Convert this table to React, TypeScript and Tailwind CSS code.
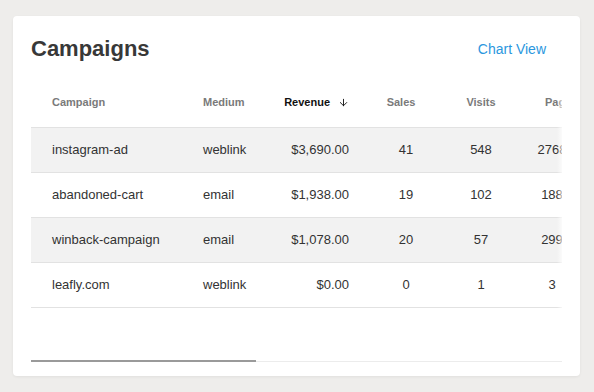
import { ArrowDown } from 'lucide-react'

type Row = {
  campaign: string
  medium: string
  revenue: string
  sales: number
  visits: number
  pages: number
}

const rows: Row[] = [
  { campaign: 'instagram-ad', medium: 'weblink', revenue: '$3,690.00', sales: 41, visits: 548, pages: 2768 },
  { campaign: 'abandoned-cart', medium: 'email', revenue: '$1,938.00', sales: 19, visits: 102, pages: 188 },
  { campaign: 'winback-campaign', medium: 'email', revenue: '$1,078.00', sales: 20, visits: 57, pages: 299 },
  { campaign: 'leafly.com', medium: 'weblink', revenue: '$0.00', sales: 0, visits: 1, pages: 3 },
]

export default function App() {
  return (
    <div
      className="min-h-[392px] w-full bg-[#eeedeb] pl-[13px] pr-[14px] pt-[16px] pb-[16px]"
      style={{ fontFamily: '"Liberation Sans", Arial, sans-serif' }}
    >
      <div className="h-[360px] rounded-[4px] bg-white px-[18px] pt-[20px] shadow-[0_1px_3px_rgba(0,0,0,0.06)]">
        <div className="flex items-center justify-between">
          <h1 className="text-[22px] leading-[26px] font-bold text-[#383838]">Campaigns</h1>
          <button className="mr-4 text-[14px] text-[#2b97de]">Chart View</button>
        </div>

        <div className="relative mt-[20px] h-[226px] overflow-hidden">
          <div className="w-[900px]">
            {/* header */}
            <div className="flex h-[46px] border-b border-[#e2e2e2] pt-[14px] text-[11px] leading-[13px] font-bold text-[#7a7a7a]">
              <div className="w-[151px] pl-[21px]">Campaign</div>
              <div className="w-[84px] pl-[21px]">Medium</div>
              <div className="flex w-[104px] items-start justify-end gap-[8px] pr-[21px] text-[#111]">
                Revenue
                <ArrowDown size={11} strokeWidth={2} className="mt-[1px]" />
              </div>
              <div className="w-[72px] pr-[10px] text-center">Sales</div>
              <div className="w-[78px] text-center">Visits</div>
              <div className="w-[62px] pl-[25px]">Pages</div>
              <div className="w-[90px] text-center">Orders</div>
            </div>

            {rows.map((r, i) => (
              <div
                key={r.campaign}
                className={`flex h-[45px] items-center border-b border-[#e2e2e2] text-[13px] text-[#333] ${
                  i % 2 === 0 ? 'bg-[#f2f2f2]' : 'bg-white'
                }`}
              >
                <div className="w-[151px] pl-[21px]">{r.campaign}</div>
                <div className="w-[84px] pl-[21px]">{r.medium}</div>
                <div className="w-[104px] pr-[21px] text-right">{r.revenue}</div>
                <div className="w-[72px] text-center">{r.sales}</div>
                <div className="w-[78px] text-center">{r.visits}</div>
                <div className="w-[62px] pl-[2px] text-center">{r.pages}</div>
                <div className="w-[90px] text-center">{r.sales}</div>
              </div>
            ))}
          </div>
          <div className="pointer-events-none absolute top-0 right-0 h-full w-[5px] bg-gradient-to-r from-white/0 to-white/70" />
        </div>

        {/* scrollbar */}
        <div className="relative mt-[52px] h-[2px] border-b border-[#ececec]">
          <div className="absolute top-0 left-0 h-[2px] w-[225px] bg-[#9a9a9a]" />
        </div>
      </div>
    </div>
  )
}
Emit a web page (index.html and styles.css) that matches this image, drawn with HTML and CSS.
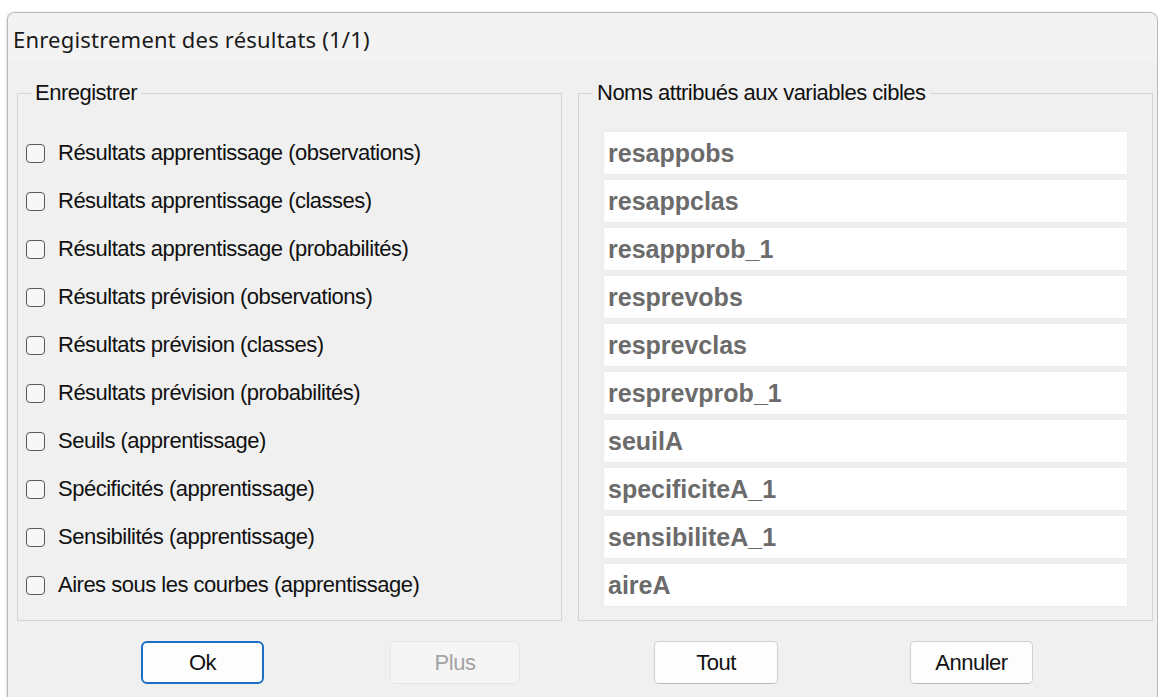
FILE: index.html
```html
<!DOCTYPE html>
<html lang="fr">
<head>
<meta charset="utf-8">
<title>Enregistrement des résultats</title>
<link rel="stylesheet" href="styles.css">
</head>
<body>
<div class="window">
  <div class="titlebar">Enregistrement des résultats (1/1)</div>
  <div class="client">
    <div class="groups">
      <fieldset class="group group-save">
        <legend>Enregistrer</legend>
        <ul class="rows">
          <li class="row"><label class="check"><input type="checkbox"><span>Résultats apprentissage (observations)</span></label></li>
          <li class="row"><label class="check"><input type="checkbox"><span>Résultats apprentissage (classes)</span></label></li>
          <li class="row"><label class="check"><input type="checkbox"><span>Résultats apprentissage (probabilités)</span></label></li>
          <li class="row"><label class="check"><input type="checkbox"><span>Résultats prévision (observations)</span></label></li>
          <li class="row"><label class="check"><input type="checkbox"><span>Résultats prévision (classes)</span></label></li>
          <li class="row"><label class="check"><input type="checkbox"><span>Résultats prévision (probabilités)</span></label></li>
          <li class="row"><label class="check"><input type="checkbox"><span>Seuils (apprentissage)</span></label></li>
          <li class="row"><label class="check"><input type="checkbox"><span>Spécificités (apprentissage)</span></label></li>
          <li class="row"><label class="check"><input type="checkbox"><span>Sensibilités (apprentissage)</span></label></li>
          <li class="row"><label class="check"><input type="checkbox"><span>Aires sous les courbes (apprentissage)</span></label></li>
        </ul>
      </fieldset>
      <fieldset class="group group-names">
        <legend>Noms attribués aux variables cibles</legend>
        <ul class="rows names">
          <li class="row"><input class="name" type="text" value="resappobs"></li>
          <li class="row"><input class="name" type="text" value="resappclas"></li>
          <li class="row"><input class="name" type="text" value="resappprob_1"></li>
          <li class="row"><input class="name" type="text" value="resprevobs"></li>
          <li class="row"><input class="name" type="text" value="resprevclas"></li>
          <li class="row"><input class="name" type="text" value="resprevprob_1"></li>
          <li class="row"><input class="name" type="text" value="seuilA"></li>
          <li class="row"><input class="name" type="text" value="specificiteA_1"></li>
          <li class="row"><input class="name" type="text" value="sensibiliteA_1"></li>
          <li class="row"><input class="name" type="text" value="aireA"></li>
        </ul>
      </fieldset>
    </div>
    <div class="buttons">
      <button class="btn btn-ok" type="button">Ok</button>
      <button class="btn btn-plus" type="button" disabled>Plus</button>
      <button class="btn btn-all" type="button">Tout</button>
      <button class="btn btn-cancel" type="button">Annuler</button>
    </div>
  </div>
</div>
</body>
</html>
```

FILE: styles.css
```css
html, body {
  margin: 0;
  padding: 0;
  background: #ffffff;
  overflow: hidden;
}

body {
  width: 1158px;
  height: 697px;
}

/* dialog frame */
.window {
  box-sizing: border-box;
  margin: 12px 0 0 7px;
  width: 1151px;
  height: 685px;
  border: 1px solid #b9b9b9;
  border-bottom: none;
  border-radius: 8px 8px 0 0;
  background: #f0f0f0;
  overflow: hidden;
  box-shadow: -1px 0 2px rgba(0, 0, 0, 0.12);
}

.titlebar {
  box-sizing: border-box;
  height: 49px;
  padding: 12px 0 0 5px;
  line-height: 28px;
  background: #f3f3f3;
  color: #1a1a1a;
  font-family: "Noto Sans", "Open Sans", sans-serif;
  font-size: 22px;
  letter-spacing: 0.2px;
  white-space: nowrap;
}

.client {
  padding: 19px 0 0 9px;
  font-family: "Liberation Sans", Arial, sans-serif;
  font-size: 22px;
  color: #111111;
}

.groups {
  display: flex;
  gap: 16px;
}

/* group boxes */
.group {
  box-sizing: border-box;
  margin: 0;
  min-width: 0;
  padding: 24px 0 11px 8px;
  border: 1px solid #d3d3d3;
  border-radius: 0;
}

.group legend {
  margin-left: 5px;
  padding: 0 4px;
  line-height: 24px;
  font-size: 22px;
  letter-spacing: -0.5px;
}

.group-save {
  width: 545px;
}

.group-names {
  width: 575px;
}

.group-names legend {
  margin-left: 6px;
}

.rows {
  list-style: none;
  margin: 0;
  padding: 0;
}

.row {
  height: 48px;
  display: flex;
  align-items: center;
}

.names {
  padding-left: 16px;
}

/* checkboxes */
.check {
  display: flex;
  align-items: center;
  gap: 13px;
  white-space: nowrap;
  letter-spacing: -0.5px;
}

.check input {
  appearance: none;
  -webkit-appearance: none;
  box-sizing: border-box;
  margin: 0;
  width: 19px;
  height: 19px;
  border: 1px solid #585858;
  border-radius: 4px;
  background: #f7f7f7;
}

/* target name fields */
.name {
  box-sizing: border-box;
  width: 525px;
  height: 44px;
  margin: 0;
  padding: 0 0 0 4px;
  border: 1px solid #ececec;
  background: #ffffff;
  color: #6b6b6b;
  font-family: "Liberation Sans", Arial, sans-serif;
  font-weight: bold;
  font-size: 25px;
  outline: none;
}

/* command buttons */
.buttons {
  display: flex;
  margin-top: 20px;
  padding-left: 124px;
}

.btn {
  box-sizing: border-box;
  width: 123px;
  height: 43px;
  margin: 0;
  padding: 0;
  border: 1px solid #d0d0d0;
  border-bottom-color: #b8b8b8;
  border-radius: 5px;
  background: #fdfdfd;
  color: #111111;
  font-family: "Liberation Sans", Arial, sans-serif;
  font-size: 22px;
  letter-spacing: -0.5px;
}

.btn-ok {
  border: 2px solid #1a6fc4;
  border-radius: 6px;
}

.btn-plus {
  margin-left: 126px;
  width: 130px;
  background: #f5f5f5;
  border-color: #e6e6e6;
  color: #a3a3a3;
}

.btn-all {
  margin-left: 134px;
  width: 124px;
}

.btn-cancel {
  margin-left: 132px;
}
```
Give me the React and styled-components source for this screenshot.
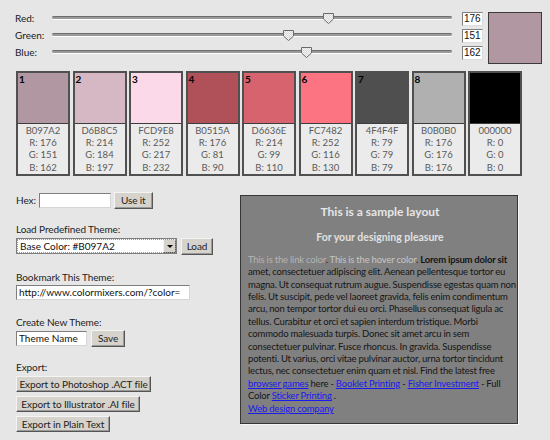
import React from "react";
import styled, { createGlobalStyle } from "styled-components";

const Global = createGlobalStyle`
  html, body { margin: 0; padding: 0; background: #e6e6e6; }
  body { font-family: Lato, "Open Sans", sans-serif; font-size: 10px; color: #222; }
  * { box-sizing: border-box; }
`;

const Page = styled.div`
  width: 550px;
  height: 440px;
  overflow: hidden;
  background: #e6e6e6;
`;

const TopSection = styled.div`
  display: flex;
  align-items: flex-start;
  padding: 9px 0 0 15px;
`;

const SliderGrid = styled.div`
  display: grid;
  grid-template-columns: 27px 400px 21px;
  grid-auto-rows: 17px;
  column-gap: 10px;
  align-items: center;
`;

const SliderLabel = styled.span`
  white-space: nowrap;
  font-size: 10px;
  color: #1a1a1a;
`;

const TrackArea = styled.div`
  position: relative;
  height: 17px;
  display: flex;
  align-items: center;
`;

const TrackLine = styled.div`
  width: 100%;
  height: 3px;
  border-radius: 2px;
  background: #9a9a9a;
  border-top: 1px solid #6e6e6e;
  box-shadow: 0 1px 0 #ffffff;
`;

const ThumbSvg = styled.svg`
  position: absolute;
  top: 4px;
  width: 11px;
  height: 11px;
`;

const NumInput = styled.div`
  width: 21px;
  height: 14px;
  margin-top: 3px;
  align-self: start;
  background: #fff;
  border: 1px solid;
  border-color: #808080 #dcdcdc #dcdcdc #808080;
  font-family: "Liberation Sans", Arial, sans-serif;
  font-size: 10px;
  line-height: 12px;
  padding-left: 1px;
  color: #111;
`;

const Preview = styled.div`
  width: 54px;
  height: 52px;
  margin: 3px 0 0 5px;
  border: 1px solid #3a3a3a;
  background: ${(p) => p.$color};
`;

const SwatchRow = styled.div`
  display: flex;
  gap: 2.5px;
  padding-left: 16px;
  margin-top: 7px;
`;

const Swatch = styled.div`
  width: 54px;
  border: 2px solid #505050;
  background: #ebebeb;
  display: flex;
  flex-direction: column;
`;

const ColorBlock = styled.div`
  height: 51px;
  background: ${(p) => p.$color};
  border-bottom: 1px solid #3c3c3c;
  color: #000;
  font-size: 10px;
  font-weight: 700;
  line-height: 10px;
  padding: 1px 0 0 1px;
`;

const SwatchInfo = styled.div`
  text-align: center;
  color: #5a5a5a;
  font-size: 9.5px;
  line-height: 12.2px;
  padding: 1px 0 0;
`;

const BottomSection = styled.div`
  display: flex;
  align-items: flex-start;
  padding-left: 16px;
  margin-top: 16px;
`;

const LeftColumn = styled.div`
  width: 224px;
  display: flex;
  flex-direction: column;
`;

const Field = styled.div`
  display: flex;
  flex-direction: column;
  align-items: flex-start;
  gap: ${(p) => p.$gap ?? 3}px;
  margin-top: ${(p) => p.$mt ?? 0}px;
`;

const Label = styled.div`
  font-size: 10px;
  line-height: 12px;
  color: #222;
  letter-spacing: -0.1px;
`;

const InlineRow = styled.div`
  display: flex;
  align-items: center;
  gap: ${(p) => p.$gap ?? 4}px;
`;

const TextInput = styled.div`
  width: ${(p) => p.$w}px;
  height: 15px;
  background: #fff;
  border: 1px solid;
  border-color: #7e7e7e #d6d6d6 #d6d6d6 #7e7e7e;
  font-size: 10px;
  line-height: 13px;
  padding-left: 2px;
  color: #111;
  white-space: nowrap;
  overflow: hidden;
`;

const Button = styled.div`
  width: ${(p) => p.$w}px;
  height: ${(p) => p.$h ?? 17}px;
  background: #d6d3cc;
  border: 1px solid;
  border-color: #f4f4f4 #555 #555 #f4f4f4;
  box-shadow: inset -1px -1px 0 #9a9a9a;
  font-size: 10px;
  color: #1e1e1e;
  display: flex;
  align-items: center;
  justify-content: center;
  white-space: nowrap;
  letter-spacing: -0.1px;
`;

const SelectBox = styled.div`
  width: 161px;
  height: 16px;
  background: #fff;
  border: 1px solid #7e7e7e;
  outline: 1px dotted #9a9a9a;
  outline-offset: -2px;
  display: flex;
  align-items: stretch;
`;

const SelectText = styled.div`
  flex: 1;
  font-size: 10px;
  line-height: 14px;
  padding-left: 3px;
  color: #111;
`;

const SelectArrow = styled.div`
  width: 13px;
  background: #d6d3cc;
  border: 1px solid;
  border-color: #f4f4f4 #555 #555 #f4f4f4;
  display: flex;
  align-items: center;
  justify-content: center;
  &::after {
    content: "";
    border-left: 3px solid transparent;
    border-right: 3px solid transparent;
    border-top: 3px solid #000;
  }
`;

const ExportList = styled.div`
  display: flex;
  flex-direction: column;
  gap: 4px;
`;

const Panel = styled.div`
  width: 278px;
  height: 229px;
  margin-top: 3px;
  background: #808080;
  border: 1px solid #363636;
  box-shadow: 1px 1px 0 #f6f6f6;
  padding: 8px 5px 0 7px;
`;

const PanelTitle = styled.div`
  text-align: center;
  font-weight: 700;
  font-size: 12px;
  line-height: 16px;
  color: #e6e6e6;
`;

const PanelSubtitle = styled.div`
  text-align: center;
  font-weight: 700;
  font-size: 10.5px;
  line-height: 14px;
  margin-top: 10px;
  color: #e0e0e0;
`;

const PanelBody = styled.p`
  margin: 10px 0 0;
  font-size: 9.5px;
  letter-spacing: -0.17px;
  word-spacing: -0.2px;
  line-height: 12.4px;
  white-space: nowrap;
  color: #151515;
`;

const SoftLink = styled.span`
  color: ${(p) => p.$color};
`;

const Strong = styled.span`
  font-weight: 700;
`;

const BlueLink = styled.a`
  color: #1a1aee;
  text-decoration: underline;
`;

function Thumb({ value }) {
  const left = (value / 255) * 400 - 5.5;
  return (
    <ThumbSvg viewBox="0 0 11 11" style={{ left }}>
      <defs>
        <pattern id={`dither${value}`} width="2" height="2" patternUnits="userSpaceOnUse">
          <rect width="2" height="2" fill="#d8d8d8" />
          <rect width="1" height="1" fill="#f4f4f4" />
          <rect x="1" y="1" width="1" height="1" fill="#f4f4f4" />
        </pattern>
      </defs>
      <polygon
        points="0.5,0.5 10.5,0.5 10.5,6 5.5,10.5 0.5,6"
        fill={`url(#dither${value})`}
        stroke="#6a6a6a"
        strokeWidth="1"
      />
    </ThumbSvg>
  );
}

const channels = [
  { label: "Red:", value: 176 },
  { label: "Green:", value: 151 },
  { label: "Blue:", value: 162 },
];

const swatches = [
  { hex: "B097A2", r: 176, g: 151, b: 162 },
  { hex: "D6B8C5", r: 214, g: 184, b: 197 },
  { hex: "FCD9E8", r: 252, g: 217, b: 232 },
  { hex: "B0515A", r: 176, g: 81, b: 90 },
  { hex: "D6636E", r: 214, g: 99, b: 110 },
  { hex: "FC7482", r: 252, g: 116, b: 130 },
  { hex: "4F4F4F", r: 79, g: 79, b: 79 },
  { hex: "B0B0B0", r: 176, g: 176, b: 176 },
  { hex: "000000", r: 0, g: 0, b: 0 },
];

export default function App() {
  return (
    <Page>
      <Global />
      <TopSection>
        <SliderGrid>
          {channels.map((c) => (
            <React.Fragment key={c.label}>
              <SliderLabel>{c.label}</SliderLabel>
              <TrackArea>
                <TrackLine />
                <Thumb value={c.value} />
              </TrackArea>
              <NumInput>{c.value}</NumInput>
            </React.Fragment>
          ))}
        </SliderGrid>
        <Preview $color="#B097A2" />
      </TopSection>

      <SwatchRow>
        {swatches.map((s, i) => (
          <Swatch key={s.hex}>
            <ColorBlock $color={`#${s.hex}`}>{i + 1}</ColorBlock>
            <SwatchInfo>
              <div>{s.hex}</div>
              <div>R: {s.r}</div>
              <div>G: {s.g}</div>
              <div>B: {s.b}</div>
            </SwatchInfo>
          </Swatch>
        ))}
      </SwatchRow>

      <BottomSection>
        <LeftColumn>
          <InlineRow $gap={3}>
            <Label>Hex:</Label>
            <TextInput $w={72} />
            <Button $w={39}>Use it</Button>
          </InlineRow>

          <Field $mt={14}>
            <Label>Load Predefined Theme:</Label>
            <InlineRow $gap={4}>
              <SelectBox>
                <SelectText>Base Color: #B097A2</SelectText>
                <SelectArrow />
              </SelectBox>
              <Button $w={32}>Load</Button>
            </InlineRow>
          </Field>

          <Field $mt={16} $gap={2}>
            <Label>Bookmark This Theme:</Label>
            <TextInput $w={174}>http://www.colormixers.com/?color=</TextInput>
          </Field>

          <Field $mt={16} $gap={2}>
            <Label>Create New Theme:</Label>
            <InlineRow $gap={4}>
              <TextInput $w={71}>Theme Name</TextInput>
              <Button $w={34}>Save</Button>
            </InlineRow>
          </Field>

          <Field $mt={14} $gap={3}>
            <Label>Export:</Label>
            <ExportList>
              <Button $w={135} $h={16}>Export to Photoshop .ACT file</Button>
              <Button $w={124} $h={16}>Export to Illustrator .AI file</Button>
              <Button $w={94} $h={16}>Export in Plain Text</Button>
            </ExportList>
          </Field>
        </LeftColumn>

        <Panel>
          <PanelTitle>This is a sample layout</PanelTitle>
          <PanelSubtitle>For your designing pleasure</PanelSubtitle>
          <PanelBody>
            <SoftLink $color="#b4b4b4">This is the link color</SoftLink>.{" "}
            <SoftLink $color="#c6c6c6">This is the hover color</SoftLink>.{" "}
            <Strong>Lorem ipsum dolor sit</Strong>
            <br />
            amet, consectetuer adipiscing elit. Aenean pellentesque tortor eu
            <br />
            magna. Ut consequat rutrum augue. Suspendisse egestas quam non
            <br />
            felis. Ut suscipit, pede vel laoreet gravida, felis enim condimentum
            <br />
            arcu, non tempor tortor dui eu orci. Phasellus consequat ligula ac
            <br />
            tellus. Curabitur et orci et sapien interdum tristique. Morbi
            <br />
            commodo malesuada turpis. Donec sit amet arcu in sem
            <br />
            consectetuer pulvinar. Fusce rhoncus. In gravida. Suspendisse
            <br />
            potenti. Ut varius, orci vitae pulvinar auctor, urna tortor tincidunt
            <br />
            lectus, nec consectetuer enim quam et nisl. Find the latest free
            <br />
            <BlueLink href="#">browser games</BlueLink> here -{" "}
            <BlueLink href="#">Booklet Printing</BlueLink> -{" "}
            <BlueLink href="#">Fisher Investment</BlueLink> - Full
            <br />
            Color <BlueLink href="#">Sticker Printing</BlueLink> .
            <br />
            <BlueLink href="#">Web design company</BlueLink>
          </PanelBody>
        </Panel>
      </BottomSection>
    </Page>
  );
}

TASK
Pull out each line of the records holding the string "index".

WRITTEN SOLUTION
Emit a web page (index.html and styles.css) that matches this image, drawn with HTML and CSS.
FILE: index.html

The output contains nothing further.